§ **BRIEF**
Out of the lines below, please list those that hold the string "styles".
____ DATA PROVIDED
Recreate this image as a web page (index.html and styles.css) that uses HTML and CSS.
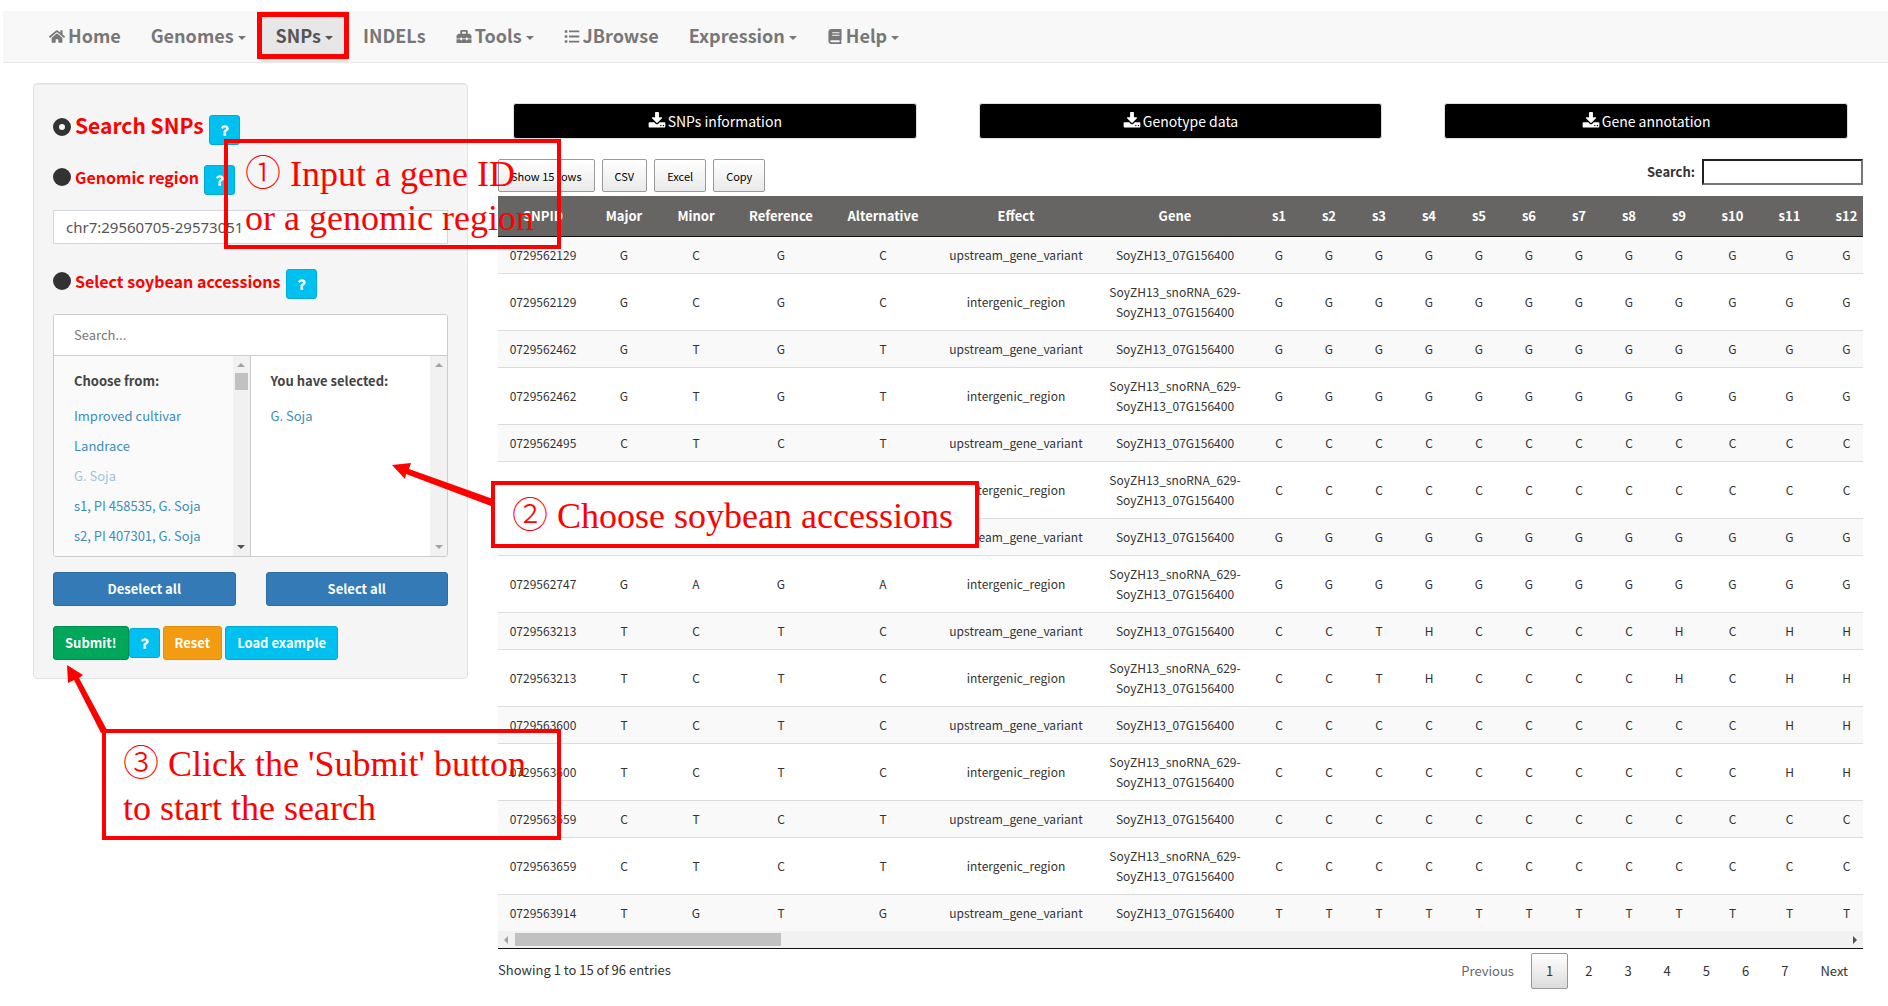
FILE: index.html
```html
<!DOCTYPE html>
<html lang="en">
<head>
<meta charset="utf-8">
<title>SNPs</title>
<link rel="stylesheet" href="styles.css">
</head>
<body>
<svg class="sprite" aria-hidden="true">
  <symbol id="i-home" viewBox="0 0 576 512"><path d="M280.37 148.26L96 300.11V464a16 16 0 0 0 16 16l112.06-.29a16 16 0 0 0 15.92-16V368a16 16 0 0 1 16-16h64a16 16 0 0 1 16 16v95.64a16 16 0 0 0 16 16.05L464 480a16 16 0 0 0 16-16V300L295.67 148.26a12.19 12.19 0 0 0-15.3 0zM571.6 251.47L488 182.56V44.05a12 12 0 0 0-12-12h-56a12 12 0 0 0-12 12v72.61L318.47 43a48 48 0 0 0-61 0L4.34 251.47a12 12 0 0 0-1.6 16.9l25.5 31A12 12 0 0 0 45.15 301l235.22-193.74a12.19 12.19 0 0 1 15.3 0L530.9 301a12 12 0 0 0 16.9-1.6l25.5-31a12 12 0 0 0-1.7-16.93z"/></symbol>
  <symbol id="i-tools" viewBox="0 0 512 512"><path d="M502.63 214.63l-45.25-45.25c-6-6-14.14-9.37-22.63-9.37H384V80c0-26.51-21.49-48-48-48H176c-26.51 0-48 21.49-48 48v80H77.25c-8.49 0-16.62 3.37-22.63 9.37L9.37 214.63c-6 6-9.37 14.14-9.37 22.63V320h128v-16c0-8.84 7.16-16 16-16h32c8.84 0 16 7.16 16 16v16h128v-16c0-8.84 7.16-16 16-16h32c8.84 0 16 7.16 16 16v16h128v-82.75c0-8.48-3.37-16.62-9.37-22.62zM320 160H192V96h128v64zm64 208c0 8.84-7.16 16-16 16h-32c-8.84 0-16-7.16-16-16v-16H192v16c0 8.84-7.16 16-16 16h-32c-8.84 0-16-7.16-16-16v-16H0v96c0 17.67 14.33 32 32 32h448c17.67 0 32-14.33 32-32v-96H384v16z"/></symbol>
  <symbol id="i-list" viewBox="0 0 512 512"><path d="M8 40h88v88H8zM8 212h88v88H8zM8 384h88v88H8zM152 54h352v60H152zM152 226h352v60H152zM152 398h352v60H152z"/></symbol>
  <symbol id="i-book" viewBox="0 0 448 512"><path fill-rule="evenodd" d="M448 360V24c0-13.3-10.700-24-24-24H96C43 0 0 43 0 96v320c0 53 43 96 96 96h328c13.300 0 24-10.700 24-24v-16c0-7.500-3.500-14.300-8.900-18.700-4.200-15.400-4.200-59.300 0-74.700 5.400-4.300 8.900-11.100 8.900-18.600zM128 134v-20h250v34H128zm0 64h250v34H128zM381.400 448H96c-17.700 0-32-14.300-32-32s14.300-32 32-32h285.400c-1.900 17.100-1.900 46.900 0 64z"/></symbol>
  <symbol id="i-download" viewBox="0 0 1792 1792"><path d="M1344 1344q0-26-19-45t-45-19-45 19-19 45 19 45 45 19 45-19 19-45zm256 0q0-26-19-45t-45-19-45 19-19 45 19 45 45 19 45-19 19-45zm128-224v320q0 40-28 68t-68 28h-1472q-40 0-68-28t-28-68v-320q0-40 28-68t68-28h465l135 136q58 56 136 56t136-56l136-136h464q40 0 68 28t28 68zm-325-569q17 41-14 70l-448 448q-18 19-45 19t-45-19l-448-448q-31-29-14-70 17-39 59-39h256v-448q0-26 19-45t45-19h256q26 0 45 19t19 45v448h256q42 0 59 39z"/></symbol>
  <symbol id="i-question" viewBox="0 0 1792 1792"><path d="M1088 1256v240q0 16-12 28t-28 12h-240q-16 0-28-12t-12-28v-240q0-16 12-28t28-12h240q16 0 28 12t12 28zm316-600q0 54-15.500 101t-35 76.500-55 59.500-57.500 43.500-61 35.500q-41 23-68.500 65t-27.500 67q0 17-12 32.500t-28 15.500h-240q-15 0-25.500-18.500t-10.500-37.500v-45q0-83 65-156.500t143-108.500q59-27 84-56t25-76q0-42-46.500-74t-107.500-32q-65 0-108 29-35 25-107 115-13 16-31 16-12 0-25-8l-164-125q-13-10-15.500-25t5.500-28q160-266 464-266 80 0 161 31t146 83 106 127.500 41 158.500z"/></symbol>
  <symbol id="i-dot" viewBox="0 0 18 18"><circle cx="9" cy="9" r="9"/></symbol>
  <symbol id="i-ring" viewBox="0 0 18 18"><circle cx="9" cy="9" r="6" fill="none" stroke="currentColor" stroke-width="6"/></symbol>
</svg>

<nav class="navbar">
  <a class="nav-link" href="#"><svg class="nav-icon"><use href="#i-home"/></svg>Home</a>
  <a class="nav-link" href="#">Genomes<span class="caret"></span></a>
  <a class="nav-link active" href="#">SNPs<span class="caret"></span></a>
  <a class="nav-link" href="#">INDELs</a>
  <a class="nav-link" href="#"><svg class="nav-icon"><use href="#i-tools"/></svg>Tools<span class="caret"></span></a>
  <a class="nav-link" href="#"><svg class="nav-icon"><use href="#i-list"/></svg>JBrowse</a>
  <a class="nav-link" href="#">Expression<span class="caret"></span></a>
  <a class="nav-link" href="#"><svg class="nav-icon"><use href="#i-book"/></svg>Help<span class="caret"></span></a>
</nav>

<main class="layout">
  <form class="well">
    <div class="field-head title">
      <svg class="bullet"><use href="#i-ring"/></svg><h1>Search SNPs</h1>
      <button type="button" class="btn info help" aria-label="Help: search SNPs"><svg class="q"><use href="#i-question"/></svg></button>
    </div>
    <div class="field-head">
      <svg class="bullet"><use href="#i-dot"/></svg><label for="region">Genomic region</label>
      <button type="button" class="btn info help" aria-label="Help: genomic region"><svg class="q"><use href="#i-question"/></svg></button>
    </div>
    <input class="region" id="region" type="text" value="chr7:29560705-29573051">
    <div class="field-head accessions">
      <svg class="bullet"><use href="#i-dot"/></svg><label for="acc">Select soybean accessions</label>
      <button type="button" class="btn info help" aria-label="Help: accessions"><svg class="q"><use href="#i-question"/></svg></button>
    </div>
    <div class="multi">
      <input class="multi-search" id="acc" type="text" placeholder="Search...">
      <div class="multi-body">
        <div class="pane from">
          <div class="pane-list">
            <strong>Choose from:</strong>
            <a href="#">Improved cultivar</a>
            <a href="#">Landrace</a>
            <a href="#" class="used">G. Soja</a>
            <a href="#">s1, PI 458535, G. Soja</a>
            <a href="#">s2, PI 407301, G. Soja</a>
          </div>
          <div class="vbar"><span class="arrow up off"></span><span class="vthumb"></span><span class="arrow down"></span></div>
        </div>
        <div class="pane">
          <div class="pane-list">
            <strong>You have selected:</strong>
            <a href="#">G. Soja</a>
          </div>
          <div class="vbar"><span class="arrow up off"></span><span class="arrow down off"></span></div>
        </div>
      </div>
    </div>
    <div class="pair">
      <button type="button" class="btn primary">Deselect all</button>
      <button type="button" class="btn primary">Select all</button>
    </div>
    <div class="actions">
      <div class="submit-group">
        <button type="button" class="btn success">Submit!</button>
        <button type="button" class="btn info help" aria-label="Help: submit"><svg class="q"><use href="#i-question"/></svg></button>
      </div>
      <button type="button" class="btn warning">Reset</button>
      <button type="button" class="btn info">Load example</button>
    </div>
  </form>

  <section class="results">
    <div class="downloads">
      <button type="button" class="download"><svg><use href="#i-download"/></svg>SNPs information</button>
      <button type="button" class="download"><svg><use href="#i-download"/></svg>Genotype data</button>
      <button type="button" class="download"><svg><use href="#i-download"/></svg>Gene annotation</button>
    </div>
    <div class="toolbar">
      <button type="button" class="dt-btn">Show 15 rows</button>
      <button type="button" class="dt-btn">CSV</button>
      <button type="button" class="dt-btn">Excel</button>
      <button type="button" class="dt-btn">Copy</button>
      <label class="filter">Search:<input type="search"></label>
    </div>
    <div class="scroll">
      <table>
        <colgroup><col class="c-id"><col class="c-al" span="2"><col class="c-ref"><col class="c-alt"><col class="c-eff"><col class="c-gene"><col class="c-s" span="9"><col class="c-sw" span="3"></colgroup>
        <thead>
          <tr><th>SNPID<th>Major<th>Minor<th>Reference<th>Alternative<th>Effect<th>Gene<th>s1<th>s2<th>s3<th>s4<th>s5<th>s6<th>s7<th>s8<th>s9<th>s10<th>s11<th>s12</tr>
        </thead>
        <tbody>
          <tr><td>0729562129<td>G<td>C<td>G<td>C<td>upstream_gene_variant<td>SoyZH13_07G156400<td>G<td>G<td>G<td>G<td>G<td>G<td>G<td>G<td>G<td>G<td>G<td>G</tr>
          <tr><td>0729562129<td>G<td>C<td>G<td>C<td>intergenic_region<td>SoyZH13_snoRNA_629-<br>SoyZH13_07G156400<td>G<td>G<td>G<td>G<td>G<td>G<td>G<td>G<td>G<td>G<td>G<td>G</tr>
          <tr><td>0729562462<td>G<td>T<td>G<td>T<td>upstream_gene_variant<td>SoyZH13_07G156400<td>G<td>G<td>G<td>G<td>G<td>G<td>G<td>G<td>G<td>G<td>G<td>G</tr>
          <tr><td>0729562462<td>G<td>T<td>G<td>T<td>intergenic_region<td>SoyZH13_snoRNA_629-<br>SoyZH13_07G156400<td>G<td>G<td>G<td>G<td>G<td>G<td>G<td>G<td>G<td>G<td>G<td>G</tr>
          <tr><td>0729562495<td>C<td>T<td>C<td>T<td>upstream_gene_variant<td>SoyZH13_07G156400<td>C<td>C<td>C<td>C<td>C<td>C<td>C<td>C<td>C<td>C<td>C<td>C</tr>
          <tr><td>0729562495<td>C<td>T<td>C<td>T<td>intergenic_region<td>SoyZH13_snoRNA_629-<br>SoyZH13_07G156400<td>C<td>C<td>C<td>C<td>C<td>C<td>C<td>C<td>C<td>C<td>C<td>C</tr>
          <tr><td>0729562747<td>G<td>A<td>G<td>A<td>upstream_gene_variant<td>SoyZH13_07G156400<td>G<td>G<td>G<td>G<td>G<td>G<td>G<td>G<td>G<td>G<td>G<td>G</tr>
          <tr><td>0729562747<td>G<td>A<td>G<td>A<td>intergenic_region<td>SoyZH13_snoRNA_629-<br>SoyZH13_07G156400<td>G<td>G<td>G<td>G<td>G<td>G<td>G<td>G<td>G<td>G<td>G<td>G</tr>
          <tr><td>0729563213<td>T<td>C<td>T<td>C<td>upstream_gene_variant<td>SoyZH13_07G156400<td>C<td>C<td>T<td>H<td>C<td>C<td>C<td>C<td>H<td>C<td>H<td>H</tr>
          <tr><td>0729563213<td>T<td>C<td>T<td>C<td>intergenic_region<td>SoyZH13_snoRNA_629-<br>SoyZH13_07G156400<td>C<td>C<td>T<td>H<td>C<td>C<td>C<td>C<td>H<td>C<td>H<td>H</tr>
          <tr><td>0729563600<td>T<td>C<td>T<td>C<td>upstream_gene_variant<td>SoyZH13_07G156400<td>C<td>C<td>C<td>C<td>C<td>C<td>C<td>C<td>C<td>C<td>H<td>H</tr>
          <tr><td>0729563600<td>T<td>C<td>T<td>C<td>intergenic_region<td>SoyZH13_snoRNA_629-<br>SoyZH13_07G156400<td>C<td>C<td>C<td>C<td>C<td>C<td>C<td>C<td>C<td>C<td>H<td>H</tr>
          <tr><td>0729563659<td>C<td>T<td>C<td>T<td>upstream_gene_variant<td>SoyZH13_07G156400<td>C<td>C<td>C<td>C<td>C<td>C<td>C<td>C<td>C<td>C<td>C<td>C</tr>
          <tr><td>0729563659<td>C<td>T<td>C<td>T<td>intergenic_region<td>SoyZH13_snoRNA_629-<br>SoyZH13_07G156400<td>C<td>C<td>C<td>C<td>C<td>C<td>C<td>C<td>C<td>C<td>C<td>C</tr>
          <tr><td>0729563914<td>T<td>G<td>T<td>G<td>upstream_gene_variant<td>SoyZH13_07G156400<td>T<td>T<td>T<td>T<td>T<td>T<td>T<td>T<td>T<td>T<td>T<td>T</tr>
        </tbody>
      </table>
    </div>
    <div class="hbar"><span class="arrow left off"></span><span class="htrack"><span class="hthumb"></span></span><span class="arrow right"></span></div>
    <div class="foot">
      <div class="showing">Showing 1 to 15 of 96 entries</div>
      <div class="pages">
        <button type="button" class="page prev" disabled>Previous</button>
        <button type="button" class="page current">1</button>
        <button type="button" class="page">2</button>
        <button type="button" class="page">3</button>
        <button type="button" class="page">4</button>
        <button type="button" class="page">5</button>
        <button type="button" class="page">6</button>
        <button type="button" class="page">7</button>
        <button type="button" class="page">Next</button>
      </div>
    </div>
  </section>
</main>

<div class="mark mark-nav"></div>
<svg class="mark-arrows" aria-hidden="true">
  <path d="M392 465L411 463L409 469L493 499L491 506L406 474L405 479Z"/>
  <path d="M67 665L83 675L79 678L107 730L101 733L74 680L68 683Z"/>
</svg>
<div class="mark note note-1"><span class="num">①</span> Input a gene ID<br>or a genomic region</div>
<div class="mark note note-2"><span class="num">②</span> Choose soybean accessions</div>
<div class="mark note note-3"><span class="num">③</span> Click the 'Submit' button<br>to start the search</div>
</body>
</html>
```
FILE: styles.css
```css
* { box-sizing: border-box; }
body {
  position: relative;
  margin: 0;
  padding: 11px 0 0 3px;
  background: #fff;
  color: #333;
  font: 13px/20px "Noto Sans CJK SC", "Noto Sans", sans-serif;
}
button, input { font: inherit; color: inherit; margin: 0; }
a { text-decoration: none; color: #337ab7; }
svg { fill: currentColor; flex: none; }
.sprite { position: absolute; width: 0; height: 0; }

/* Navigation */
.navbar {
  display: flex;
  height: 52px;
  padding-left: 31px;
  background: #f8f8f8;
  border-bottom: 1px solid #e7e7e7;
}
.nav-link {
  display: flex;
  align-items: center;
  padding: 0 15px 4px;
  color: #777;
  font-size: 18px;
  font-weight: bold;
}
.nav-link.active { background: #e7e7e7; color: #555; }
.nav-icon { width: 16px; height: 15px; margin: 4px 3px 0 0; }
.caret {
  margin: 7px 0 0 4px;
  border: 4px solid transparent;
  border-top-color: currentColor;
  border-bottom: 0;
}

/* Page columns */
.layout {
  display: grid;
  grid-template-columns: minmax(0, 29fr) minmax(0, 91fr);
  gap: 30px;
  align-items: start;
  padding: 20px 25px 0 30px;
}

/* Search form */
.well {
  display: flex;
  flex-direction: column;
  padding: 31px 19px 18px;
  background: #f5f5f5;
  border: 1px solid #e3e3e3;
  border-radius: 4px;
  box-shadow: inset 0 1px 1px rgba(0, 0, 0, .05);
}
.field-head { display: flex; align-items: center; height: 30px; margin-bottom: 15px; }
.title { margin-bottom: 20px; }
.accessions { margin: 25px 0 15px; }
.field-head h1, .field-head label { margin: 0 5px 6px 4px; color: red; font-weight: bold; font-size: 16px; line-height: 24px; }
.field-head h1 { font-size: 21px; margin-bottom: 10px; }
.bullet { width: 18px; height: 18px; margin-bottom: 6px; }
.btn {
  height: 34px;
  padding: 0 11px;
  border: 1px solid;
  border-radius: 3px;
  color: #fff;
  font-weight: bold;
}
.info { background: #00c0ef; border-color: #00acd6; }
.primary { background: #337ab7; border-color: #2e6da4; }
.success { background: #00a65a; border-color: #008d4c; }
.warning { background: #f39c12; border-color: #e08e0b; }
.help { display: flex; align-items: center; justify-content: center; width: 31px; height: 30px; padding: 0; }
.q { width: 15px; height: 15px; }
.region {
  width: 100%;
  height: 34px;
  padding: 0 12px;
  border: 1px solid #d2d6de;
  background: #fff;
  color: #555;
  font-family: "Noto Sans", sans-serif;
  font-size: 15px;
}
.multi { border: 1px solid #ccc; border-radius: 3px; background: #fff; overflow: hidden; }
.multi-search {
  display: block;
  width: 100%;
  height: 41px;
  padding: 0 20px 2px;
  border: 0;
  border-bottom: 1px solid #ccc;
  background: #fff;
}
.multi-search::placeholder { color: #777; opacity: 1; }
.multi-body { display: grid; grid-template-columns: 1fr 1fr; height: 200px; }
.pane { display: flex; min-width: 0; }
.from { background: #fafafa; border-right: 1px solid #ccc; }
.pane-list { flex: 1; display: flex; flex-direction: column; padding: 10px 0 0 20px; overflow: hidden; white-space: nowrap; }
.pane-list strong { line-height: 30px; margin-bottom: 5px; color: #444; }
.pane-list a { line-height: 30px; color: #3c8dbc; }
.pane-list .used { opacity: .5; }
.vbar { display: flex; flex-direction: column; align-items: center; width: 17px; padding: 7px 0; background: #f1f1f1; }
.vthumb { width: 13px; height: 17px; margin-top: 6px; background: #c1c1c1; }
.arrow { width: 0; height: 0; border: 4px solid transparent; color: #505050; }
.arrow.off { color: #a3a3a3; }
.up { border-top: 0; border-bottom-color: currentColor; }
.down { border-bottom: 0; border-top-color: currentColor; margin-top: auto; }
.left { border-left: 0; border-right-color: currentColor; }
.right { border-right: 0; border-left-color: currentColor; }
.pair { display: grid; grid-template-columns: 1fr 1fr; gap: 30px; margin: 15px 0 20px; }
.actions { display: flex; align-items: center; gap: 3px; }
.submit-group { display: flex; align-items: center; }

/* Results */
.downloads { display: grid; grid-template-columns: repeat(3, 1fr); gap: 62px; padding: 20px 15px 0; }
.download {
  display: flex;
  align-items: center;
  justify-content: center;
  gap: 2px;
  height: 36px;
  border: 1px solid #ddd;
  border-radius: 3px;
  background: #000;
  color: #fff;
  font-size: 14px;
}
.download svg { width: 18px; height: 18px; }
.toolbar { display: flex; align-items: flex-start; gap: 7px; height: 57px; padding-top: 20px; }
.dt-btn {
  height: 33px;
  padding: 0 12px;
  border: 1px solid #999;
  border-radius: 2px;
  background: linear-gradient(#fff, #e9e9e9);
  color: #000;
  font-size: 11px;
}
.filter { display: flex; align-items: center; gap: 7px; margin-left: auto; font-weight: bold; }
.filter input { width: 161px; height: 26px; border: 2px inset #767676; border-radius: 0; background: #fff; appearance: none; }
.scroll { overflow: hidden; }
table { width: 1377px; table-layout: fixed; border-collapse: separate; border-spacing: 0; text-align: center; }
.c-id { width: 90px; }
.c-al { width: 72px; }
.c-ref { width: 98px; }
.c-alt { width: 106px; }
.c-eff { width: 160px; }
.c-gene { width: 158px; }
.c-s { width: 50px; }
.c-sw { width: 57px; }
th { height: 41px; padding: 0; background: #666563; color: #fff; border-bottom: 1px solid #111; }
td { padding: 8px 0; border-top: 1px solid #ddd; font-size: 12px; white-space: nowrap; }
tbody tr:first-child td { border-top: 0; }
tbody tr:nth-child(odd) { background: #f9f9f9; }
.hbar { display: flex; align-items: center; height: 18px; padding: 0 6px; background: #f1f1f1; border-bottom: 1px solid #111; }
.htrack { flex: 1; height: 13px; margin: 0 7px; }
.hthumb { display: block; width: 20%; height: 13px; background: #c1c1c1; }
.foot { display: flex; justify-content: space-between; padding-top: 4px; }
.showing { padding-top: 7px; }
.pages { display: flex; gap: 2px; }
.page { min-width: 37px; height: 36px; padding: 0 14px; border: 1px solid transparent; border-radius: 2px; background: none; color: #333; }
.page.current { border-color: #979797; background: linear-gradient(#fff, #dcdcdc); }
.page.prev { color: #666; }

/* Tutorial marks laid over the page */
.mark { position: absolute; border: 4px solid red; }
.mark-nav { left: 257px; top: 12px; width: 92px; height: 47px; border-width: 5px; }
.mark-arrows { position: absolute; left: 0; top: 0; width: 600px; height: 800px; fill: red; pointer-events: none; }
.note { padding: 7px 17px; color: red; font: 36px/44px "Liberation Serif", serif; white-space: nowrap; }
.num { font-family: "Noto Sans CJK SC", sans-serif; font-weight: 300; line-height: 40px; }
.note-1 { left: 224px; top: 139px; width: 337px; height: 110px; }
.note-2 { left: 491px; top: 481px; width: 488px; height: 67px; background: #fff; }
.note-3 { left: 102px; top: 729px; width: 459px; height: 111px; }
```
________
§ **RESPONSE FOR THIS EXERCISE**
Recreate this image as a web page (index.html and styles.css) that uses HTML and CSS.
<link rel="stylesheet" href="styles.css">
FILE: styles.css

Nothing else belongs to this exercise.